*What to produce*.
Copy exactly the lines that run from the top of the listing to the line containing "pt-[8px] text-[19px] tracking-[1.1px]", both ends included, and omit the pictures.

== Record list ==

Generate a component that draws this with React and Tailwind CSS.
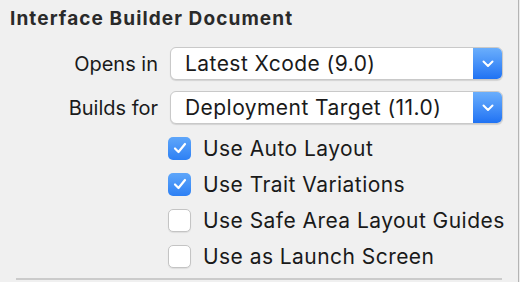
import React from 'react';

const font = { fontFamily: 'Inter, "Liberation Sans", sans-serif' };

const Chevron = () => (
    <svg width="12" height="8" viewBox="0 0 12 8" fill="none">
        <path d="M1.5 1.5 L6 6 L10.5 1.5" stroke="white" strokeWidth="2" strokeLinecap="round" strokeLinejoin="round" />
    </svg>
);

const Check = () => (
    <svg width="14" height="12" viewBox="0 0 14 12" fill="none">
        <path d="M2 6.5 L5.5 10 L12 2" stroke="white" strokeWidth="2.2" strokeLinecap="round" strokeLinejoin="round" />
    </svg>
);

const Select = ({ value }) => (
    <div className="flex h-[33px] w-[333px] rounded-[6px] bg-white border border-[#c9c9c9] shadow-[0_1px_1px_rgba(0,0,0,0.12)] overflow-hidden">
        <div className="flex-1 flex items-center pl-[14px] text-[21px] tracking-[0.45px] text-[#1a1a1a] leading-none">{value}</div>
        <div className="w-[29px] flex items-center justify-center bg-gradient-to-b from-[#6aaefc] to-[#1f72f3]">
            <Chevron />
        </div>
    </div>
);

const CheckRow = ({ label, checked }) => (
    <div className="flex items-center h-[36px]">
        {checked ? (
            <div className="w-[23px] h-[23px] rounded-[5px] bg-gradient-to-b from-[#5ea6fa] to-[#2d80f4] flex items-center justify-center">
                <Check />
            </div>
        ) : (
            <div className="w-[23px] h-[23px] rounded-[5px] bg-white border border-[#c4c4c4] shadow-[0_1px_1px_rgba(0,0,0,0.08)]" />
        )}
        <span className="ml-[12px] text-[21px] tracking-[0.45px] text-[#1a1a1a] leading-none">{label}</span>
    </div>
);

export default function App() {
    return (
        <div className="w-[520px] h-[282px] bg-[#f0f0f0] flex overflow-hidden" style={font}>
            <div className="w-[518px] flex flex-col">
                <h1 className="pl-[10px] pt-[8px] text-[19px] tracking-[1.1px] font-bold text-[#2a2a2a] leading-[22px]">Interface Builder Document</h1>

                <div className="mt-[17px] flex flex-col gap-[11px]">
                    <div className="flex items-center">
                        <span className="w-[158px] text-right text-[20px] text-[#1a1a1a] leading-none">Opens in</span>
                        <div className="ml-[12px]"><Select value="Latest Xcode (9.0)" /></div>
                    </div>
                    <div className="flex items-center">
                        <span className="w-[158px] text-right text-[20px] text-[#1a1a1a] leading-none">Builds for</span>
                        <div className="ml-[12px]"><Select value="Deployment Target (11.0)" /></div>
                    </div>
                </div>

                <div className="mt-[6px] pl-[168px] flex flex-col">
                    <CheckRow label="Use Auto Layout" checked />
                    <CheckRow label="Use Trait Variations" checked />
                    <CheckRow label="Use Safe Area Layout Guides" />
                    <CheckRow label="Use as Launch Screen" />
                </div>

                <div className="mt-auto mb-[2px] ml-[16px] w-[486px] h-[2px] bg-[#cbcbcb]" />
            </div>
            <div className="w-[1px] h-full bg-[#b4b4b4]" />
            <div className="w-[1px] h-full bg-[#ececec]" />
        </div>
    );
}
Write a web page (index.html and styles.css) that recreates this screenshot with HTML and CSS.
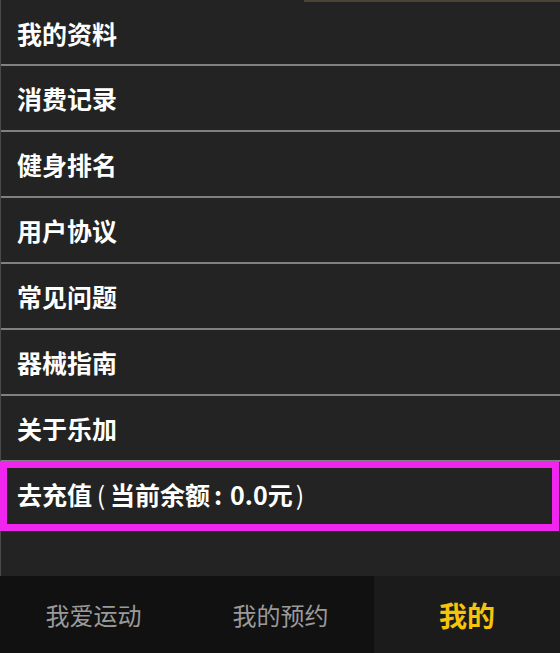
FILE: index.html
```html
<!DOCTYPE html>
<html lang="zh-CN">
<head>
<meta charset="utf-8">
<title>我的</title>
<link rel="stylesheet" href="styles.css">
</head>
<body>
<div class="app">
  <div class="content">
    <div class="top-edge"></div>
    <ul class="menu">
      <li class="menu-item first">我的资料</li>
      <li class="menu-item">消费记录</li>
      <li class="menu-item">健身排名</li>
      <li class="menu-item">用户协议</li>
      <li class="menu-item">常见问题</li>
      <li class="menu-item">器械指南</li>
      <li class="menu-item">关于乐加</li>
      <li class="menu-item recharge">去充值<span class="pc">(</span>当前余额<span class="colon">:</span>0.0元<span class="pc close">)</span></li>
    </ul>
  </div>
  <nav class="tabbar">
    <div class="tab">我爱运动</div>
    <div class="tab">我的预约</div>
    <div class="tab active">我的</div>
  </nav>
</div>
</body>
</html>
```

FILE: styles.css
```css
html, body {
  margin: 0;
  padding: 0;
  background: #222322;
}

.app {
  width: 560px;
  height: 653px;
  display: flex;
  flex-direction: column;
  font-family: "Noto Sans CJK SC", "Noto Sans", sans-serif;
}

.content {
  flex: 1;
  background: #222322;
  border-left: 1px solid #4a4a4a;
  display: flex;
  flex-direction: column;
}

.top-edge {
  height: 2px;
  background: linear-gradient(to right, transparent 303px, #4a4536 303px);
}

.menu {
  list-style: none;
  margin: 0;
  padding: 0;
}

.menu-item {
  height: 64px;
  display: flex;
  align-items: center;
  padding-left: 16px;
  border-bottom: 2px solid #808080;
  color: #ffffff;
  font-size: 25px;
  font-weight: 700;
  line-height: 1;
}

.menu-item.first {
  height: 62px;
}

.menu-item.recharge {
  position: relative;
  border-bottom: none;
}

.menu-item.recharge::after {
  content: "";
  position: absolute;
  left: -1px;
  right: 1px;
  top: -1px;
  bottom: -5px;
  border: 7px solid #f126ee;
  pointer-events: none;
}

.pc {
  display: inline-block;
  width: 18px;
  text-align: center;
  font-weight: 400;
}

.pc.close {
  text-align: left;
  padding-left: 3px;
}

.colon {
  display: inline-block;
  width: 20px;
  padding-left: 4px;
  box-sizing: border-box;
}

.tabbar {
  height: 77px;
  display: flex;
  background: #111111;
}

.tab {
  flex: 0 0 187px;
  display: flex;
  align-items: center;
  justify-content: center;
  color: #9a9a9a;
  font-size: 24px;
  font-weight: 400;
}

.tab.active {
  flex: 1;
  background: #1b1b1b;
  color: #f6c40a;
  font-size: 28px;
  font-weight: 700;
}
```
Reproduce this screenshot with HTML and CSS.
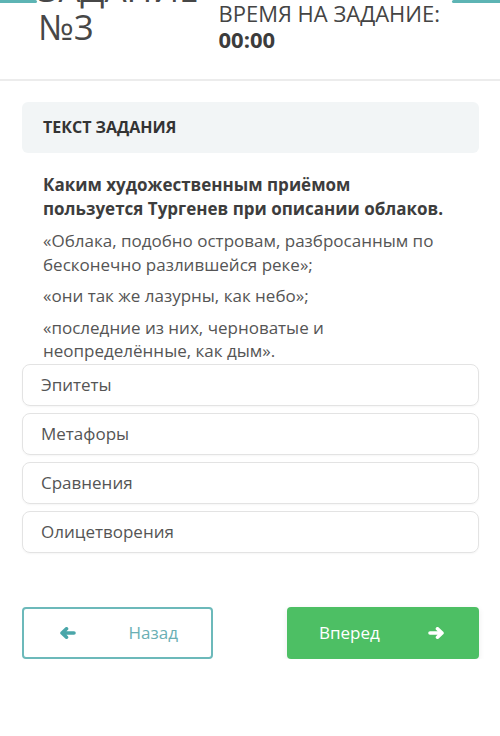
FILE: index.html
```html
<!DOCTYPE html>
<html lang="ru">
<head>
    <meta charset="UTF-8">
    <meta name="viewport" content="width=device-width, initial-scale=1.0">
    <title>Задание №3</title>
    <link rel="stylesheet" href="styles.css">
</head>
<body>

<div class="top_bar">
    <span class="bar_left"></span>
    <span class="bar_right"></span>
</div>

<div class="header">
    <div class="task_title">ЗАДАНИЕ<br>№3</div>
    <div class="task_time">
        <div>ВРЕМЯ НА ЗАДАНИЕ:</div>
        <div class="time_value">00:00</div>
    </div>
</div>

<div class="main_div">
    <div class="section_head">ТЕКСТ ЗАДАНИЯ</div>

    <div class="task_text">
        <p class="question">Каким художественным приёмом<br>пользуется Тургенев при описании облаков.</p>
        <p>«Облака, подобно островам, разбросанным по бесконечно разлившейся реке»;</p>
        <p>«они так же лазурны, как небо»;</p>
        <p>«последние из них, черноватые и неопределённые, как дым».</p>
    </div>

    <div class="answers">
        <div class="answer">Эпитеты</div>
        <div class="answer">Метафоры</div>
        <div class="answer">Сравнения</div>
        <div class="answer">Олицетворения</div>
    </div>

    <div class="nav_buttons">
        <button class="btn_back">
            <svg width="17" height="12" viewBox="0 0 17 12">
                <path d="M3 6H15 M7.5 1.8L3 6L7.5 10.2" fill="none" stroke="#4aa6a9" stroke-width="3.6" stroke-linecap="round" stroke-linejoin="round"/>
            </svg>
            <span>Назад</span>
        </button>
        <button class="btn_next">
            <span>Вперед</span>
            <svg width="17" height="12" viewBox="0 0 17 12">
                <path d="M2 6H14 M9.5 1.8L14 6L9.5 10.2" fill="none" stroke="#ffffff" stroke-width="3.6" stroke-linecap="round" stroke-linejoin="round"/>
            </svg>
        </button>
    </div>
</div>

</body>
</html>
```

FILE: styles.css
```css
body{
    margin: 0;
    font-family: "Open Sans", "Noto Sans", sans-serif;
    background-color: #ffffff;
    color: #555;
    overflow: hidden;
}

/* teal strips at the very top */
.top_bar{
    position: absolute;
    top: 0;
    left: 0;
    right: 0;
    display: flex;
    justify-content: space-between;
}
.bar_left{
    width: 37px;
    height: 3px;
    background-color: #5db4b4;
    border-radius: 0 3px 3px 0;
}
.bar_right{
    width: 48px;
    height: 3px;
    background-color: #5db4b4;
    border-radius: 3px 0 0 3px;
}

.header{
    display: flex;
    align-items: flex-start;
    gap: 20px;
    height: 79px;
    padding-left: 38px;
    border-bottom: 2px solid #ececec;
}
.task_title{
    margin-top: -30px;
    font-size: 35px;
    line-height: 38px;
    color: #474747;
}
.task_time{
    font-size: 22px;
    line-height: 26px;
    color: #444;
}
.time_value{
    font-weight: 700;
    color: #3c3c3c;
}

.main_div{
    padding: 0 21px 0 22px;
}
.section_head{
    margin-top: 21px;
    height: 51px;
    line-height: 51px;
    padding-left: 21px;
    background-color: #f2f5f6;
    border-radius: 6px;
    font-size: 16px;
    font-weight: 700;
    color: #333;
}

.task_text{
    padding: 0 21px;
    margin-top: 20px;
}
.task_text p{
    margin: 0 0 8px 0;
    font-size: 17px;
    line-height: 23.5px;
    color: #555;
}
.task_text .question{
    font-weight: 700;
    line-height: 24px;
    color: #3d3d3d;
}
.task_text p:last-child{
    margin-bottom: 1px;
}

.answers{
    display: flex;
    flex-direction: column;
    gap: 7px;
}
.answer{
    height: 40px;
    line-height: 40px;
    padding-left: 18px;
    border: 1px solid #e3e3e3;
    border-radius: 8px;
    box-shadow: 0 1px 2px rgba(0, 0, 0, 0.04);
    font-size: 17px;
    color: #555;
}

.nav_buttons{
    display: flex;
    justify-content: space-between;
    margin-top: 54px;
}
.nav_buttons button{
    width: 192px;
    height: 52px;
    display: flex;
    align-items: center;
    justify-content: space-between;
    border-radius: 4px;
    font-family: "Open Sans", "Noto Sans", sans-serif;
    font-size: 17px;
    cursor: pointer;
}
.btn_back{
    width: 191px !important;
    padding: 0 33px 0 35px;
    background-color: #ffffff;
    border: 2px solid #6cb9ba;
    color: #6aafb4;
}
.btn_next{
    padding: 0 34px 0 32px;
    background-color: #4dbf64;
    border: none;
    color: #ffffff;
    box-shadow: 0 2px 6px rgba(0, 0, 0, 0.08);
}
.nav_buttons svg{
    display: block;
}
```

===

*Task answer*.
Generate a component that draws this with React and Tailwind CSS.
import React from 'react';

const font = { fontFamily: 'Inter, "Liberation Sans", sans-serif' };

const Chevron = () => (
    <svg width="12" height="8" viewBox="0 0 12 8" fill="none">
        <path d="M1.5 1.5 L6 6 L10.5 1.5" stroke="white" strokeWidth="2" strokeLinecap="round" strokeLinejoin="round" />
    </svg>
);

const Check = () => (
    <svg width="14" height="12" viewBox="0 0 14 12" fill="none">
        <path d="M2 6.5 L5.5 10 L12 2" stroke="white" strokeWidth="2.2" strokeLinecap="round" strokeLinejoin="round" />
    </svg>
);

const Select = ({ value }) => (
    <div className="flex h-[33px] w-[333px] rounded-[6px] bg-white border border-[#c9c9c9] shadow-[0_1px_1px_rgba(0,0,0,0.12)] overflow-hidden">
        <div className="flex-1 flex items-center pl-[14px] text-[21px] tracking-[0.45px] text-[#1a1a1a] leading-none">{value}</div>
        <div className="w-[29px] flex items-center justify-center bg-gradient-to-b from-[#6aaefc] to-[#1f72f3]">
            <Chevron />
        </div>
    </div>
);

const CheckRow = ({ label, checked }) => (
    <div className="flex items-center h-[36px]">
        {checked ? (
            <div className="w-[23px] h-[23px] rounded-[5px] bg-gradient-to-b from-[#5ea6fa] to-[#2d80f4] flex items-center justify-center">
                <Check />
            </div>
        ) : (
            <div className="w-[23px] h-[23px] rounded-[5px] bg-white border border-[#c4c4c4] shadow-[0_1px_1px_rgba(0,0,0,0.08)]" />
        )}
        <span className="ml-[12px] text-[21px] tracking-[0.45px] text-[#1a1a1a] leading-none">{label}</span>
    </div>
);

export default function App() {
    return (
        <div className="w-[520px] h-[282px] bg-[#f0f0f0] flex overflow-hidden" style={font}>
            <div className="w-[518px] flex flex-col">
                <h1 className="pl-[10px] pt-[8px] text-[19px] tracking-[1.1px] font-bold text-[#2a2a2a] leading-[22px]">Interface Builder Document</h1>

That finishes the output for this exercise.